Asness didn't like his first two cards on the next deal and quickly folded, happy to wait for a better draw, leaving the pot to Muller and Paraschivescu. The crowd fell quiet. The incessant honking city whir of Fifth Avenue penetrated the suddenly hushed room.

Breaking the silence, Griffin shouted a warning to his underling: "Andrei, don't bother coming into work next week if you don't knock Pete out." Some in the crowd wondered if he meant it. With Griffin, you never knew.

The room went quiet again. Paraschivescu lifted a corner of the two cards facedown on the table before him. Pair of fours. Not bad. Muller bent the corner of his two cards and eyed a pair of kings. He decided to go all in, sweeping his chips into the pot. Suspecting a bluff, Paraschivescu pushed his mound of chips forward and called, flipping over his pair of fours. Muller showed his kings, his only show of emotion a winsome glint in his blue eyes. A groan went up from the crowd, the loudest from Griffin. The other cards dealt in the hand couldn't help Paraschivescu, and he was out.

It was down to Muller and Asness, quant versus quant. Asness was at a huge disadvantage. Muller outchipped him eight to one after having taken Paraschivescu to the cleaners. Asness would have to win several hands in a row to even have a chance. He was at Muller's mercy.

Griffin, still smarting from his ace trader's loss, promised to donate $10,000 to Asness's favorite charity if he beat Muller. "Aren't you a billionaire?" Asness chortled. "That's a little chintzy, Ken."

After the deal, Muller had a king and a seven. Not bad, but not great. He decided to go all in anyway. He had plenty of chips. It looked like a bad move: Asness had a better hand, an ace and a ten. As each successive card was dealt, it looked as though Asness was sure to take the pot. But on the final card, Muller drew another king. Odds were against it, but he won anyway. The real world works like that sometimes.

The crowd applauded as Griffin rained catcalls on Muller. Afterward Muller and Asness posed for photos with their silver trophies and with Clonie Gowen flashing a million-dollar smile between them. The biggest grin belonged to Muller.
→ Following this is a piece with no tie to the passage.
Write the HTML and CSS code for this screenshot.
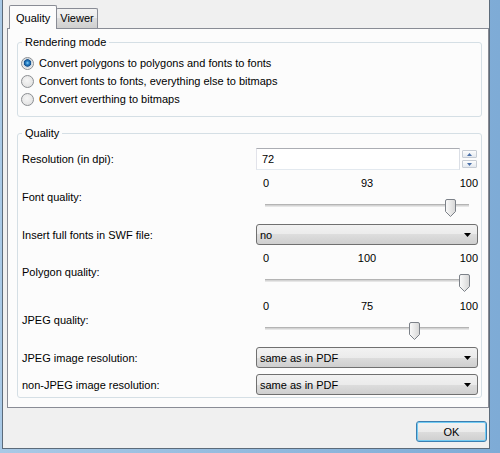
FILE: index.html
```html
<!DOCTYPE html>
<html lang="en">
<head>
    <meta charset="UTF-8">
    <title>Quality</title>
    <link rel="stylesheet" href="styles.css">
</head>
<body>
    <div class="frame">
        <div class="dialog">
            <div class="tabs">
                <div class="tab tab-active">Quality</div>
                <div class="tab">Viewer</div>
            </div>
            <div class="pane">
                <fieldset class="group group-render">
                    <legend>Rendering mode</legend>
                    <div class="radio"><span class="radio-mark checked"></span>Convert polygons to polygons and fonts to fonts</div>
                    <div class="radio"><span class="radio-mark"></span>Convert fonts to fonts, everything else to bitmaps</div>
                    <div class="radio"><span class="radio-mark"></span>Convert everthing to bitmaps</div>
                </fieldset>

                <fieldset class="group group-quality">
                    <legend>Quality</legend>
                    <div class="form">
                        <div class="form-label">Resolution (in dpi):</div>
                        <div class="spin">
                            <div class="spin-field">72</div>
                            <div class="spin-buttons">
                                <div class="spin-btn"><svg width="5" height="3" viewBox="0 0 5 3"><path d="M0 3L2.5 0 5 3z" fill="#4a6fa8"/></svg></div>
                                <div class="spin-btn"><svg width="5" height="3" viewBox="0 0 5 3"><path d="M0 0h5L2.5 3z" fill="#4a6fa8"/></svg></div>
                            </div>
                        </div>

                        <div class="form-label">Font quality:</div>
                        <div class="slider">
                            <div class="slider-scale"><span>0</span><span>93</span><span>100</span></div>
                            <div class="slider-body">
                                <div class="slider-groove"></div>
                                <div class="slider-rail">
                                    <svg class="slider-handle" style="left: 93%" width="11" height="18" viewBox="0 0 11 18">
                                        <defs><linearGradient id="hg1" x1="0" y1="0" x2="1" y2="0"><stop offset="0" stop-color="#fbfbfb"/><stop offset="1" stop-color="#d6d6d6"/></linearGradient></defs>
                                        <path d="M2 .5h7A1.5 1.5 0 0 1 10.5 2v10.5l-5 5-5-5V2A1.5 1.5 0 0 1 2 .5z" fill="url(#hg1)" stroke="#7c8188"/>
                                    </svg>
                                </div>
                            </div>
                        </div>

                        <div class="form-label">Insert full fonts in SWF file:</div>
                        <div class="combo"><span>no</span><svg width="7" height="4" viewBox="0 0 7 4"><path d="M0 0h7L3.5 4z" fill="#000"/></svg></div>

                        <div class="form-label">Polygon quality:</div>
                        <div class="slider">
                            <div class="slider-scale"><span>0</span><span>100</span><span>100</span></div>
                            <div class="slider-body">
                                <div class="slider-groove"></div>
                                <div class="slider-rail">
                                    <svg class="slider-handle" style="left: 100%" width="11" height="18" viewBox="0 0 11 18">
                                        <defs><linearGradient id="hg2" x1="0" y1="0" x2="1" y2="0"><stop offset="0" stop-color="#fbfbfb"/><stop offset="1" stop-color="#d6d6d6"/></linearGradient></defs>
                                        <path d="M2 .5h7A1.5 1.5 0 0 1 10.5 2v10.5l-5 5-5-5V2A1.5 1.5 0 0 1 2 .5z" fill="url(#hg2)" stroke="#7c8188"/>
                                    </svg>
                                </div>
                            </div>
                        </div>

                        <div class="form-label">JPEG quality:</div>
                        <div class="slider">
                            <div class="slider-scale"><span>0</span><span>75</span><span>100</span></div>
                            <div class="slider-body">
                                <div class="slider-groove"></div>
                                <div class="slider-rail">
                                    <svg class="slider-handle" style="left: 75%" width="11" height="18" viewBox="0 0 11 18">
                                        <defs><linearGradient id="hg3" x1="0" y1="0" x2="1" y2="0"><stop offset="0" stop-color="#fbfbfb"/><stop offset="1" stop-color="#d6d6d6"/></linearGradient></defs>
                                        <path d="M2 .5h7A1.5 1.5 0 0 1 10.5 2v10.5l-5 5-5-5V2A1.5 1.5 0 0 1 2 .5z" fill="url(#hg3)" stroke="#7c8188"/>
                                    </svg>
                                </div>
                            </div>
                        </div>

                        <div class="form-label">JPEG image resolution:</div>
                        <div class="combo"><span>same as in PDF</span><svg width="7" height="4" viewBox="0 0 7 4"><path d="M0 0h7L3.5 4z" fill="#000"/></svg></div>

                        <div class="form-label">non-JPEG image resolution:</div>
                        <div class="combo"><span>same as in PDF</span><svg width="7" height="4" viewBox="0 0 7 4"><path d="M0 0h7L3.5 4z" fill="#000"/></svg></div>
                    </div>
                </fieldset>
            </div>
            <div class="buttons">
                <button class="btn-ok">OK</button>
            </div>
        </div>
    </div>
</body>
</html>
```

FILE: styles.css
```css
body {
    margin: 0;
    font-family: "Liberation Sans", Arial, sans-serif;
    font-size: 11px;
    color: #000;
}
.frame {
    width: 500px;
    height: 453px;
    box-sizing: border-box;
    padding: 0 10px 4px 2px;
    background: linear-gradient(90deg, #a9c9e6, #7eabd6);
    display: flex;
}
.dialog {
    flex: 1;
    display: flex;
    flex-direction: column;
    background: #f0f0f0;
    border: 1px solid #5c6b7a;
    border-top: none;
}

/* tabs */
.tabs {
    height: 29px;
    margin-bottom: -1px;
    padding-left: 6px;
    display: flex;
    align-items: flex-end;
    position: relative;
    z-index: 1;
}
.tab {
    height: 19px;
    line-height: 19px;
    padding: 0 3px;
    margin-bottom: 1px;
    margin-left: -1px;
    border: 1px solid #898c95;
    border-bottom: none;
    border-radius: 2px 2px 0 0;
    background: linear-gradient(#f3f3f3, #ebebeb 50%, #dddddd 50%, #cfcfcf);
}
.tab-active {
    height: 23px;
    line-height: 24px;
    padding: 0 6px;
    margin: 0;
    background: #fcfcfc;
}
.pane {
    margin-left: 4px;
    height: 380px;
    box-sizing: border-box;
    border: 1px solid #898c95;
    background: #fcfcfc;
    padding: 7px 6px 0 9px;
}

/* group boxes */
.group {
    margin: 0;
    border: 1px solid #d5dfe5;
    border-radius: 3px;
    padding: 0 3px 0 4px;
}
.group legend {
    padding: 0 3px;
    line-height: 13px;
}
.group-render {
    padding-top: 5px;
    padding-bottom: 8px;
}
.group-quality {
    margin-top: 10px;
    padding-top: 8px;
    padding-bottom: 2px;
}
.radio {
    height: 18px;
    display: flex;
    align-items: center;
    gap: 5px;
}
.radio-mark {
    width: 13px;
    height: 13px;
    box-sizing: border-box;
    margin-left: -1px;
    border: 1px solid #8b8e92;
    border-radius: 50%;
    background: radial-gradient(circle at 45% 40%, #f6f6f6, #dcdcdc);
}
.radio-mark.checked {
    background: radial-gradient(circle at 50% 45%, #8fd2f8 0, #2a86cc 1.6px, #134f8d 3.4px, #c9d3dc 4px, #eeeeee 5.5px);
}

/* form */
.form {
    display: grid;
    grid-template-columns: 234px 1fr;
    row-gap: 6px;
    align-items: center;
}
.spin {
    height: 22px;
    display: flex;
    gap: 2px;
}
.spin-field {
    width: 204px;
    box-sizing: border-box;
    border: 1px solid #abadb3;
    border-color: #abadb3 #dbdfe6 #e3e9ef #e2e3ea;
    background: #fff;
    padding-left: 5px;
    display: flex;
    align-items: center;
}
.spin-buttons {
    display: flex;
    flex-direction: column;
    justify-content: center;
    gap: 2px;
}
.spin-btn {
    width: 15px;
    height: 8px;
    box-sizing: border-box;
    border: 1px solid #c6ccd4;
    border-radius: 1px;
    background: linear-gradient(#fdfdfd, #e4e9ef);
    display: flex;
    align-items: center;
    justify-content: center;
}
.combo {
    height: 21px;
    box-sizing: border-box;
    border: 1px solid #707070;
    border-radius: 3px;
    background: linear-gradient(#f2f2f2, #ebebeb 50%, #dddddd 50%, #cfcfcf);
    padding: 0 6px 0 3px;
    display: flex;
    align-items: center;
    justify-content: space-between;
}
.slider {
    height: 42px;
}
.slider-scale {
    display: grid;
    grid-template-columns: 1fr auto 1fr;
    height: 14px;
    line-height: 14px;
}
.slider-scale span:first-child {
    padding-left: 7px;
}
.slider-scale span:last-child {
    text-align: right;
}
.slider-body {
    position: relative;
    height: 28px;
    box-sizing: border-box;
    padding: 14px 9px 0;
}
.slider-groove {
    height: 1px;
    border-top: 1px solid #b4b4b4;
    border-bottom: 1px solid #e6e6e6;
    background: #d4d4d4;
}
.slider-rail {
    position: absolute;
    left: 7px;
    right: 14px;
    top: 9px;
    height: 18px;
}
.slider-handle {
    position: absolute;
    top: 0;
    margin-left: -5px;
}

/* buttons */
.buttons {
    flex: 1;
    display: flex;
    justify-content: flex-end;
    align-items: flex-start;
    padding: 13px 2px 0 0;
}
.btn-ok {
    width: 71px;
    height: 21px;
    padding: 0;
    font: inherit;
    color: #000;
    border: 1px solid #3c7fb1;
    border-radius: 3px;
    background: linear-gradient(#f2f2f2, #ebebeb 50%, #dddddd 50%, #cfcfcf);
    box-shadow: inset 0 0 0 1px #72cbf3;
}
```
As the well-heeled crowd of millionaires and billionaires fanned into the streets of Manhattan that night, they were on top of the world. The stock market was in the midst of one of the longest bull runs in history. The housing market was booming. Economists were full of talk of a Goldilocks economy—not too hot, not too cold—in which steady growth would continue as far as the eye could see.

A brilliant Princeton economist, Ben Bernanke, had just taken over the helm of the Federal Reserve from Alan Greenspan. In February 2004, Bernanke had given a speech in Washington, D.C., that captured the buoyant mood of the times. Called "The Great Moderation," the speech told of a bold new economic era in which volatility—the jarring jolts and spasms that wreaked havoc on people's lives and their pocketbooks—was permanently eradicated. One of the primary forces behind this economic Shangri-la, he said, was an "increased depth and sophistication of financial markets."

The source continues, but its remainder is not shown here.